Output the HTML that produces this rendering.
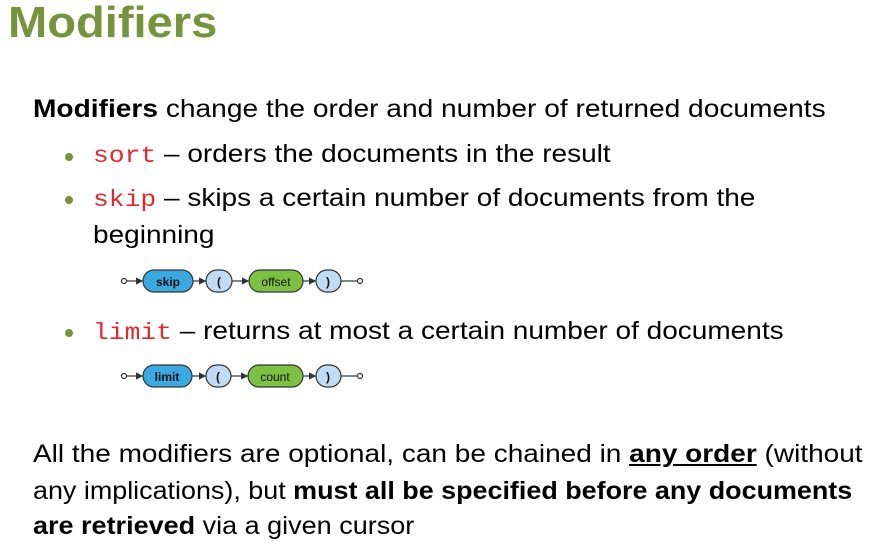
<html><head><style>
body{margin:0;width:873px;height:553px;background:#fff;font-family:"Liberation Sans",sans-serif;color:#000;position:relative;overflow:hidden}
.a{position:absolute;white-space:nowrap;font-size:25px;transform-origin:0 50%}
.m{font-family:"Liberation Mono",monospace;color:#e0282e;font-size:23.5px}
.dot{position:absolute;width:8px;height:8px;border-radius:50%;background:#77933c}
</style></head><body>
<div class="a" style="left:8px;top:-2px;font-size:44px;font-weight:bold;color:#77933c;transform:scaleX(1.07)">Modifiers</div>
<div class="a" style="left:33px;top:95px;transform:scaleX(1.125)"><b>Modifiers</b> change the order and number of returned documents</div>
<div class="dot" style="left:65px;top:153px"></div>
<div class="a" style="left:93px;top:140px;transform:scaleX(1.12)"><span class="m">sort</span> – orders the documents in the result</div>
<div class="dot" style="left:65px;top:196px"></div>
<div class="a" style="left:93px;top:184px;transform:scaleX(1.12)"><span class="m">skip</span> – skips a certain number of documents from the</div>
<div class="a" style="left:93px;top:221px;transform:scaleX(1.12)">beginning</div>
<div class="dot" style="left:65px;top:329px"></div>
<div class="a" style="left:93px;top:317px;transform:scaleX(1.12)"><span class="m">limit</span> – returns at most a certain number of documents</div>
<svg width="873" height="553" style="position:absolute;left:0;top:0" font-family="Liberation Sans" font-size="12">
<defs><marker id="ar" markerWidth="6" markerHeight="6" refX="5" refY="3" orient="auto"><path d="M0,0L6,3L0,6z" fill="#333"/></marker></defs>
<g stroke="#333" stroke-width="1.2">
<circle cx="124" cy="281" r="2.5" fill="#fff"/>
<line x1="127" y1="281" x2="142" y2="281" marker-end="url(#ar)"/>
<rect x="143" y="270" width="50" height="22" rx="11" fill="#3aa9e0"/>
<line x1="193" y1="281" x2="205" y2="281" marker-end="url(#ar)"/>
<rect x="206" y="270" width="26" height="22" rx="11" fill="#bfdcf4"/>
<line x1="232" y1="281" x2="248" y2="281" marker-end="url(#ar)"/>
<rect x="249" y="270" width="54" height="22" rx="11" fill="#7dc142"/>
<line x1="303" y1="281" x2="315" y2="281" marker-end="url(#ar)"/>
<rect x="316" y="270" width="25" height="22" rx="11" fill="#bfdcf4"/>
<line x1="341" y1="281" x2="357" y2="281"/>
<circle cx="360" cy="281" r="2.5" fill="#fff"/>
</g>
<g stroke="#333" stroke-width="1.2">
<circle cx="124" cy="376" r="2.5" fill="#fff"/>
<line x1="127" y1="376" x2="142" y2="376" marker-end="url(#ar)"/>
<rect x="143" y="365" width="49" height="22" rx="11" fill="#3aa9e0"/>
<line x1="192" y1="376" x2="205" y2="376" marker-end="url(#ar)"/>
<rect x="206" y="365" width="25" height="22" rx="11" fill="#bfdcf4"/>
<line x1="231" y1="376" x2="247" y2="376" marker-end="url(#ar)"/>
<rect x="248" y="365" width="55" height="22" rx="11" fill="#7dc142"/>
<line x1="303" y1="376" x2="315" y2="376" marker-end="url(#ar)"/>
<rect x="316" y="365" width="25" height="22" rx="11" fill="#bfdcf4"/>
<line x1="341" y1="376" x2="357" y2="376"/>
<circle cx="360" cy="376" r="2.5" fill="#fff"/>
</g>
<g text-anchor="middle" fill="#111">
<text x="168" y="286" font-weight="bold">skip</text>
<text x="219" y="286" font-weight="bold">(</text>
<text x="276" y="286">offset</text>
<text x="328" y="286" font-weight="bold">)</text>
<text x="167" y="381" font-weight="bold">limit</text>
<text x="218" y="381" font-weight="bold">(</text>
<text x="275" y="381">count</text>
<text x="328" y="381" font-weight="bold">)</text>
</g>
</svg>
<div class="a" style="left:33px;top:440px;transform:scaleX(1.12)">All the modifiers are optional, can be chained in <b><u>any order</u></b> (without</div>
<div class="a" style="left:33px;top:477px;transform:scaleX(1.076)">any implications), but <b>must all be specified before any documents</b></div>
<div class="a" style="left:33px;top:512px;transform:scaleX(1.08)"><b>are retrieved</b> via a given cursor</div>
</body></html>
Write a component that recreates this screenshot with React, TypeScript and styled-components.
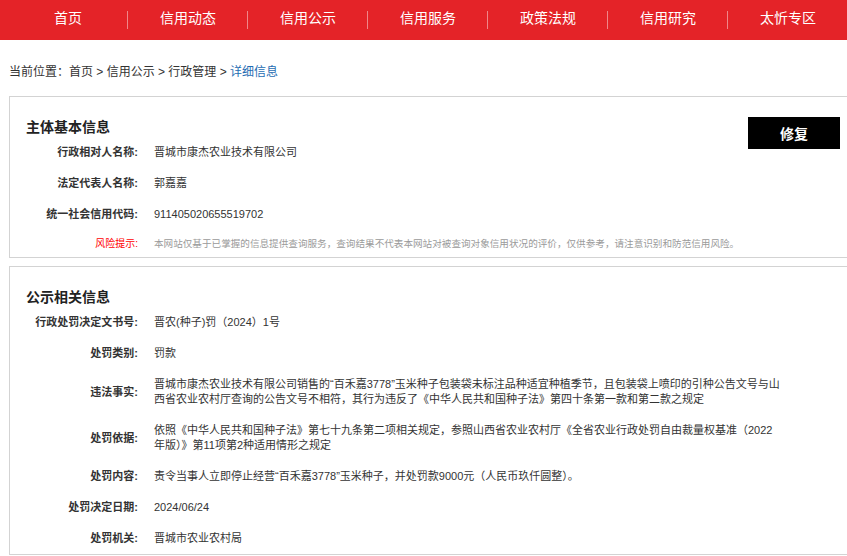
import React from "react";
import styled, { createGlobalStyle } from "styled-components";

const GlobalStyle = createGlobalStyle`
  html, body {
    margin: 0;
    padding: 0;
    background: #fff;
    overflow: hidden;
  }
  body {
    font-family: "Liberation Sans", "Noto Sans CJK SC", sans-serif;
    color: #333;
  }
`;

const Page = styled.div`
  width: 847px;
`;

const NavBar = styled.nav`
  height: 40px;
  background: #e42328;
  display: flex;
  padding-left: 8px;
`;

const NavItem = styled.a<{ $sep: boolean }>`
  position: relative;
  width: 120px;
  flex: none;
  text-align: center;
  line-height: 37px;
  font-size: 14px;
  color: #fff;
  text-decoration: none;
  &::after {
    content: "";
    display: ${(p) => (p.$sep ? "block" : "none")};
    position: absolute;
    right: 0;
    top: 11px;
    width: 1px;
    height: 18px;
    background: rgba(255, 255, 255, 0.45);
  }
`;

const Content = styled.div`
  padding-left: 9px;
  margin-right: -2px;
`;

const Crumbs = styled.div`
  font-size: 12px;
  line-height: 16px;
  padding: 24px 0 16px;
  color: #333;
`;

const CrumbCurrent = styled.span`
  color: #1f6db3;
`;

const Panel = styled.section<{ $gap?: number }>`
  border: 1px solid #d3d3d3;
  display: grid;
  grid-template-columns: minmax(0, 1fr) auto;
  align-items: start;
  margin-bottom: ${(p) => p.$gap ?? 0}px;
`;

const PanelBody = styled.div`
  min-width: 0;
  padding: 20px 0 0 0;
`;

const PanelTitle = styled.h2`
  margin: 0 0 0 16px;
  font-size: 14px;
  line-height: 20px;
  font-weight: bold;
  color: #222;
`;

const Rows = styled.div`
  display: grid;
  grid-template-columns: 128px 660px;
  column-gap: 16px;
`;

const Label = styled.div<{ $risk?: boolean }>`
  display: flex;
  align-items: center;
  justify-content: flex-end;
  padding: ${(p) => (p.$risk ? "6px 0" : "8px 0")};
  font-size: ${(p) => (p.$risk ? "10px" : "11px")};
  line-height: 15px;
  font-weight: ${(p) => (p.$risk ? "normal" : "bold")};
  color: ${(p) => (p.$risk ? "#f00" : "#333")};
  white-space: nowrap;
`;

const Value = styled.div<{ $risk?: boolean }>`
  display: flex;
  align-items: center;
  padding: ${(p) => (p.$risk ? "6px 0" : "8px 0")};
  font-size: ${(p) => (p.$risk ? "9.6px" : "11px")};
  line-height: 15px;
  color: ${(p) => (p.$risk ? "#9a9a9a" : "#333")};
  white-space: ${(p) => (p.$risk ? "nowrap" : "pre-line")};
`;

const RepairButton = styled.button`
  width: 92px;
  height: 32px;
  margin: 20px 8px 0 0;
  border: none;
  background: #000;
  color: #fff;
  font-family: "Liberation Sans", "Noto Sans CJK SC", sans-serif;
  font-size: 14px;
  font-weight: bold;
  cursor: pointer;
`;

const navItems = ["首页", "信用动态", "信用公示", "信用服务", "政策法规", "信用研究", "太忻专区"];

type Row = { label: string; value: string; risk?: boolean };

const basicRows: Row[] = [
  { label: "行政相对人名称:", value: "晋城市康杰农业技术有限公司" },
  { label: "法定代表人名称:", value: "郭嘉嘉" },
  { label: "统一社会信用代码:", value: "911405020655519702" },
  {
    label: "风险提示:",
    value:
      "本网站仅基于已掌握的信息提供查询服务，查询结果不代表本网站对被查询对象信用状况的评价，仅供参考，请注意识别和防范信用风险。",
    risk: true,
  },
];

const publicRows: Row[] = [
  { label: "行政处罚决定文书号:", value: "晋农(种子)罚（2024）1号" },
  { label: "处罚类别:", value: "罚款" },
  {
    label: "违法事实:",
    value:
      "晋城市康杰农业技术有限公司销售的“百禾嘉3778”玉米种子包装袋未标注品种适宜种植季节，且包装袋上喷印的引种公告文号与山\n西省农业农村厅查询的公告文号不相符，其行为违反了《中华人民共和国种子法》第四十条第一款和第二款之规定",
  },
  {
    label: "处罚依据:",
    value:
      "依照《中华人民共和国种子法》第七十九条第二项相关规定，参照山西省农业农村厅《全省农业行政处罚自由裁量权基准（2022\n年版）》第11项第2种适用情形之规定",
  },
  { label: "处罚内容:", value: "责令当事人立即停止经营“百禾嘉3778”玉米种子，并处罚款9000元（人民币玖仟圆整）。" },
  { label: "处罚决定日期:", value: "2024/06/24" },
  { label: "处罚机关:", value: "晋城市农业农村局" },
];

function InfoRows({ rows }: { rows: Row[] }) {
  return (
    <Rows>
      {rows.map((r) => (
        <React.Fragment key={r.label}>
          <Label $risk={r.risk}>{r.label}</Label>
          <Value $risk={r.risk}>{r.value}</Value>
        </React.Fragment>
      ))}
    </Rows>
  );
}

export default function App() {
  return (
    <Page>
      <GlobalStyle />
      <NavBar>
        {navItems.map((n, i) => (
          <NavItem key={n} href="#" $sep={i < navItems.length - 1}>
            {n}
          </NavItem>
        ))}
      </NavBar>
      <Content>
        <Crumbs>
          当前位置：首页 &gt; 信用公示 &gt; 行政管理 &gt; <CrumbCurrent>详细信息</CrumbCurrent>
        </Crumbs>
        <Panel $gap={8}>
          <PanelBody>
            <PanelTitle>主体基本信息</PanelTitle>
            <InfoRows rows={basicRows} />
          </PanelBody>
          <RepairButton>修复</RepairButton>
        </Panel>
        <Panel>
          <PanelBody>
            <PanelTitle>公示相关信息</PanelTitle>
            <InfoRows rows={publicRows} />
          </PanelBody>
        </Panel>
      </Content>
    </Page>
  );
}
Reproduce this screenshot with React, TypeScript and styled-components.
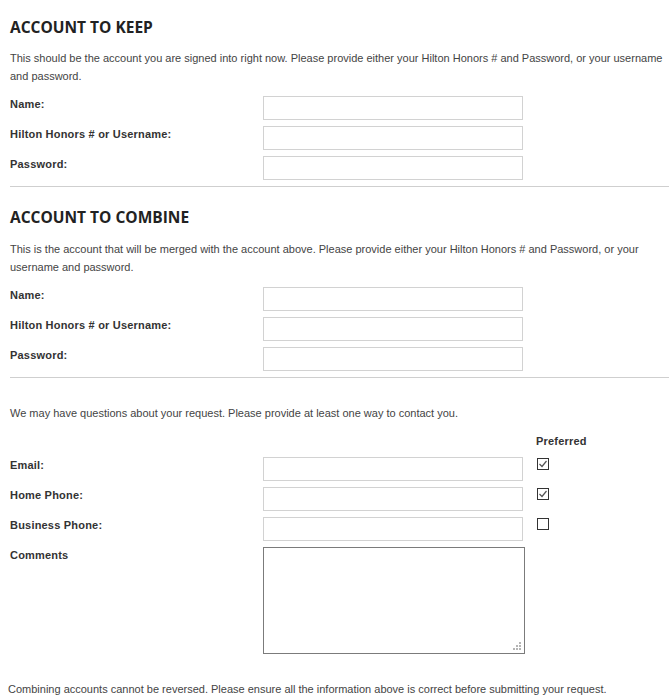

What needs to be done. From the listing above, collect each line in which the string "this" appears.

Correct result.
Output the HTML that produces this rendering.
Write a component that recreates this screenshot with React, TypeScript and styled-components.
Reproduce this screenshot with React, TypeScript and styled-components.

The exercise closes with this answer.